Puckett reported that $381,562 of the $974,205 spent on attorney fees so far went toward advice letters and fighting Liberty rate cases. Lawyers were paid another $165,995 to respond to over 80 public record requests on water-related topics. The town marshaled over 247,000 documents in response to those requests at a cost of $277,420 for having staff search files and evaluate records and data.
According to Puckett, the town paid more than $47,000 for the services of Remcho, Johansen & Purcell LLC in regard to the preparation of Measure W, the town’s alternative to Measure V, the Liberty Utilities-backed “Right to Vote on Debt Act.” If Measure V passes at the upcoming November 8 election, the Town of Apple Valley would be prohibited from using an ordinance or resolution of the town council to issue bonds or other forms of public debt in an amount exceeding $10 million to provide funds for the acquisition, construction, improving, or financing of an enterprise without town voter approval.
Another cost related to the ongoing war with Liberty is the $63,566 the town paid in its articulation effort with the Victor Valley Wastewater Reclamation Authority to use recycled water from a currently under-construction treatment plant, the recycled water from which Liberty maintains it has a right to use in its groundwater recharging operations.
The town also spent $47,235 to compile what was termed a joint legislative audit report which contrasted the operation of Liberty, Golden State Water and the Hesperia and Victorville municipal water departments.

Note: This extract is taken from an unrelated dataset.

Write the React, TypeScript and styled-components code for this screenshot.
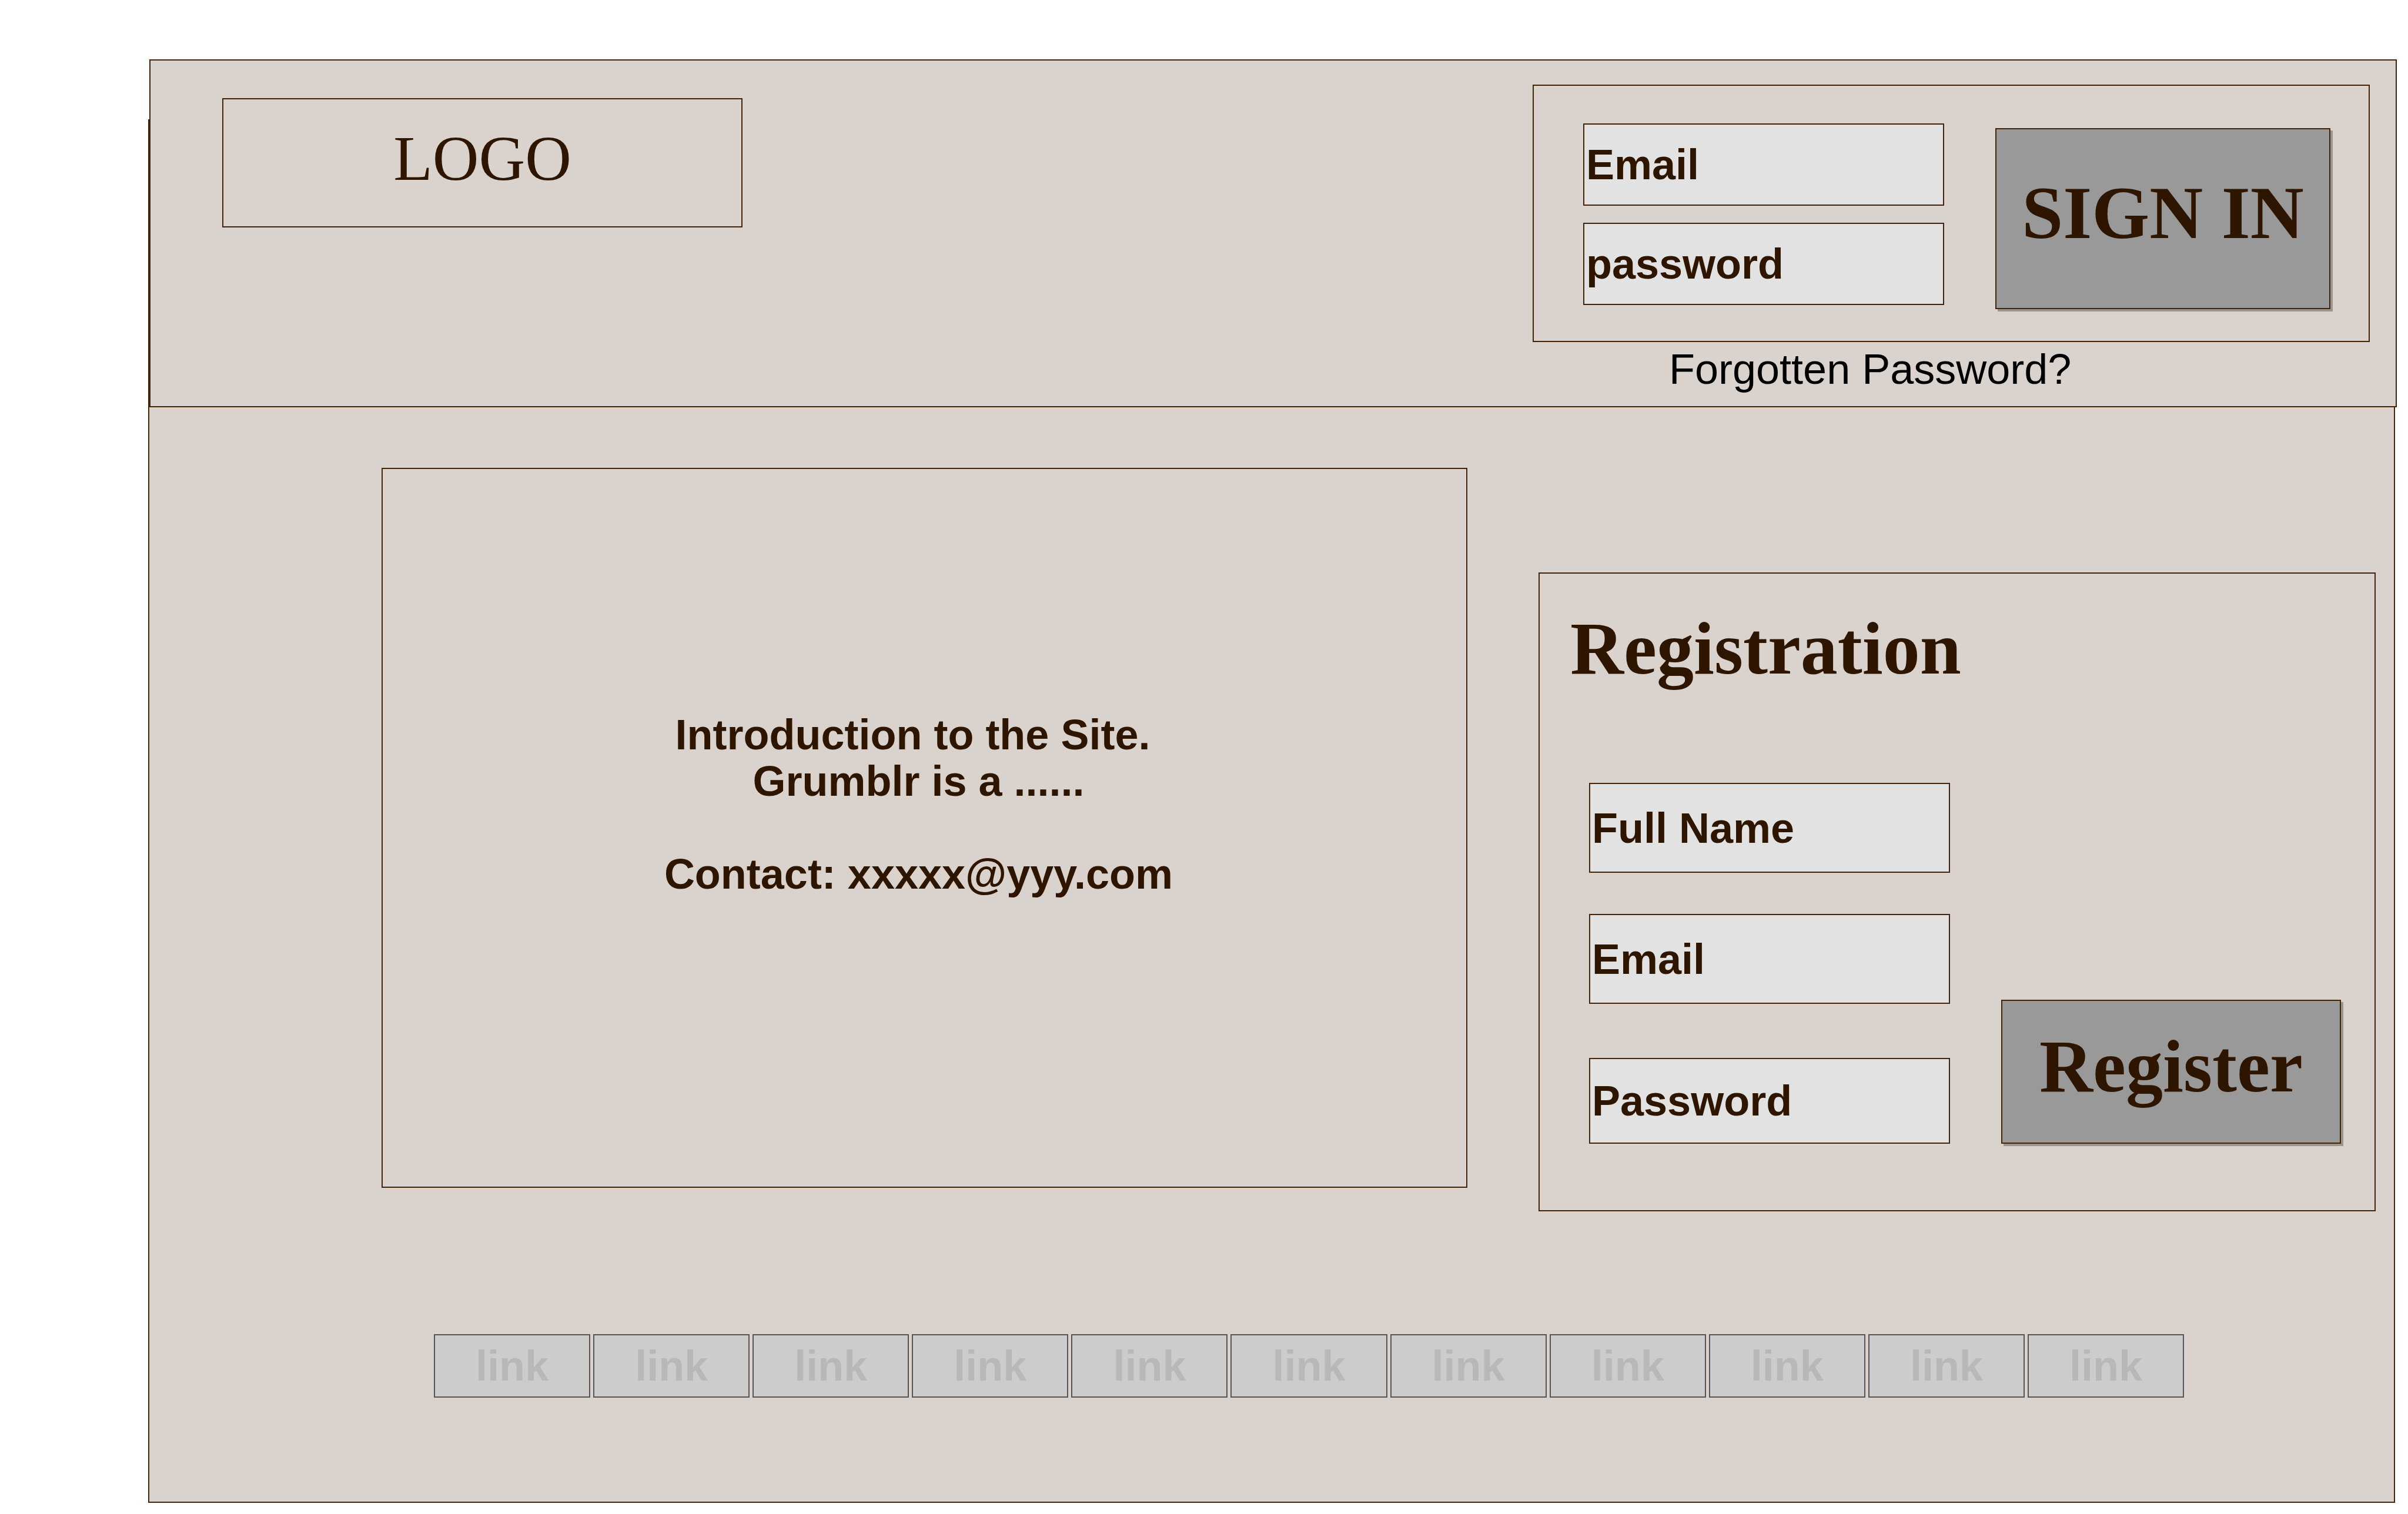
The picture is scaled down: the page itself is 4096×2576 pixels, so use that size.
import React from 'react';
import styled, { createGlobalStyle } from 'styled-components';

const ink = '#2e1500';
const line = '#432409';
const paper = '#dad2cc';
const sans = '"Liberation Sans", Arial, sans-serif';
const serif = '"Liberation Serif", "Times New Roman", serif';

const GlobalStyle = createGlobalStyle`
  *, *::before, *::after { box-sizing: border-box; }
  body { margin: 0; background: #fff; color: ${ink}; font-family: ${sans}; }
  h1, p { margin: 0; }
`;

const Page = styled.div`
  padding: 101px 19px 19px 252px;
`;

const Header = styled.header`
  position: relative;
  z-index: 1;
  display: flex;
  justify-content: space-between;
  align-items: flex-start;
  min-height: 592px;
  margin-left: 2px;
  padding: 41px 44px 0 122px;
  background: ${paper};
  border: 2px solid ${line};
`;

const Logo = styled.div`
  display: flex;
  align-items: center;
  justify-content: center;
  width: 885px;
  height: 220px;
  margin-top: 23px;
  padding-bottom: 14px;
  border: 2px solid ${line};
  font: 109px/126px ${serif};
`;

const Account = styled.div`
  display: flex;
  flex-direction: column;
  align-items: flex-start;
  width: 1424px;
`;

const SignInForm = styled.form`
  display: flex;
  align-items: flex-start;
  gap: 87px;
  width: 100%;
  height: 438px;
  padding: 64px 0 0 84px;
  border: 2px solid ${line};
`;

const Fields = styled.div<{ $gap: number }>`
  display: flex;
  flex-direction: column;
  gap: ${(p) => p.$gap}px;
`;

const Field = styled.input<{ $height: number; $spaced?: boolean }>`
  width: 614px;
  height: ${(p) => p.$height}px;
  margin: ${(p) => (p.$spaced ? '22px 0 0' : '0')};
  padding: 0 3px;
  background: #e2e2e2;
  border: 2px solid ${line};
  border-radius: 0;
  color: ${ink};
  font: bold 72px/80px ${sans};

  &::placeholder {
    color: ${ink};
    opacity: 1;
  }
`;

const Button = styled.button<{ $width: number; $height: number }>`
  width: ${(p) => p.$width}px;
  height: ${(p) => p.$height}px;
  padding: 0 0 18px;
  background: #999;
  border: 2px solid ${line};
  border-radius: 0;
  box-shadow: 4px 4px 0 #9b948f;
  color: ${ink};
  font: bold 126px/144px ${serif};
  white-space: nowrap;
`;

const SignInAction = styled.div`
  padding-top: 8px;
`;

const ForgottenLink = styled.a`
  margin: 6px 0 0 232px;
  color: #000;
  font: 72px/80px ${sans};
  text-decoration: none;
`;

const Main = styled.main`
  margin: -490px 3px 0 0;
  padding: 593px 0 177px;
  background: ${paper};
  border: solid ${line};
  border-width: 0 2px 2px;
`;

const Columns = styled.div`
  display: flex;
  align-items: flex-start;
  gap: 121px;
  padding: 0 31px 0 395px;
`;

const Intro = styled.section`
  flex: 1;
  display: flex;
  align-items: center;
  justify-content: center;
  height: 1225px;
  padding-right: 20px;
  border: 2px solid ${line};
`;

const IntroText = styled.p`
  font: bold 72px/79px ${sans};
  text-align: center;
  white-space: pre;
`;

const Registration = styled.form`
  width: 1424px;
  margin-top: 178px;
  padding: 56px 0 113px 52px;
  border: 2px solid ${line};
`;

const Title = styled.h1`
  font: bold 126px/144px ${serif};
`;

const RegistrationRow = styled.div`
  display: flex;
  align-items: flex-end;
  gap: 87px;
  padding: 156px 0 0 32px;
`;

const Links = styled.nav`
  display: flex;
  gap: 5px;
  padding: 209px 357px 0 484px;
`;

const FooterLink = styled.a`
  flex: 1;
  background: #ccc;
  border: 2px solid #555;
  color: #b8b8b8;
  font: bold 72px/104px ${sans};
  text-align: center;
  text-decoration: none;
`;

const links = Array.from({ length: 11 }, (_, i) => i);

export default function App() {
  return (
    <Page>
      <GlobalStyle />
      <Header>
        <Logo>LOGO</Logo>
        <Account>
          <SignInForm onSubmit={(e) => e.preventDefault()}>
            <Fields $gap={29}>
              <Field $height={140} type="email" aria-label="Email" placeholder="Email" />
              <Field $height={140} type="password" aria-label="password" placeholder="password" />
            </Fields>
            <SignInAction>
              <Button $width={570} $height={308} type="submit">SIGN IN</Button>
            </SignInAction>
          </SignInForm>
          <ForgottenLink href="#forgotten">Forgotten Password?</ForgottenLink>
        </Account>
      </Header>
      <Main>
        <Columns>
          <Intro>
            <IntroText>
              {'Introduction to the Site.\u00a0\nGrumblr is a ......\n\nContact: xxxxx@yyy.com\n\u00a0'}
            </IntroText>
          </Intro>
          <Registration onSubmit={(e) => e.preventDefault()}>
            <Title>Registration</Title>
            <RegistrationRow>
              <Fields $gap={70}>
                <Field $height={153} type="text" aria-label="Full Name" placeholder="Full Name" />
                <Field $height={153} type="email" aria-label="Email" placeholder="Email" />
                <Field $height={146} $spaced type="password" aria-label="Password" placeholder="Password" />
              </Fields>
              <Button $width={578} $height={245} type="submit">Register</Button>
            </RegistrationRow>
          </Registration>
        </Columns>
        <Links aria-label="Footer">
          {links.map((i) => (
            <FooterLink key={i} href={`#link-${i + 1}`}>link</FooterLink>
          ))}
        </Links>
      </Main>
    </Page>
  );
}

Puckett said the town’s efforts and the expense it is going to with regard to the water system is justified because, ““The [water] rates in Apple Valley are more than twice of what they are in Hesperia and the surrounding communities of Victorville, Adelanto and Barstow. Our water rates are excessively high.” Puckett said the town is reacting to complaints and demands that something be done to shield Apple Valley residents from the rapacious designs of Liberties Utilities California President Greg Sorensen.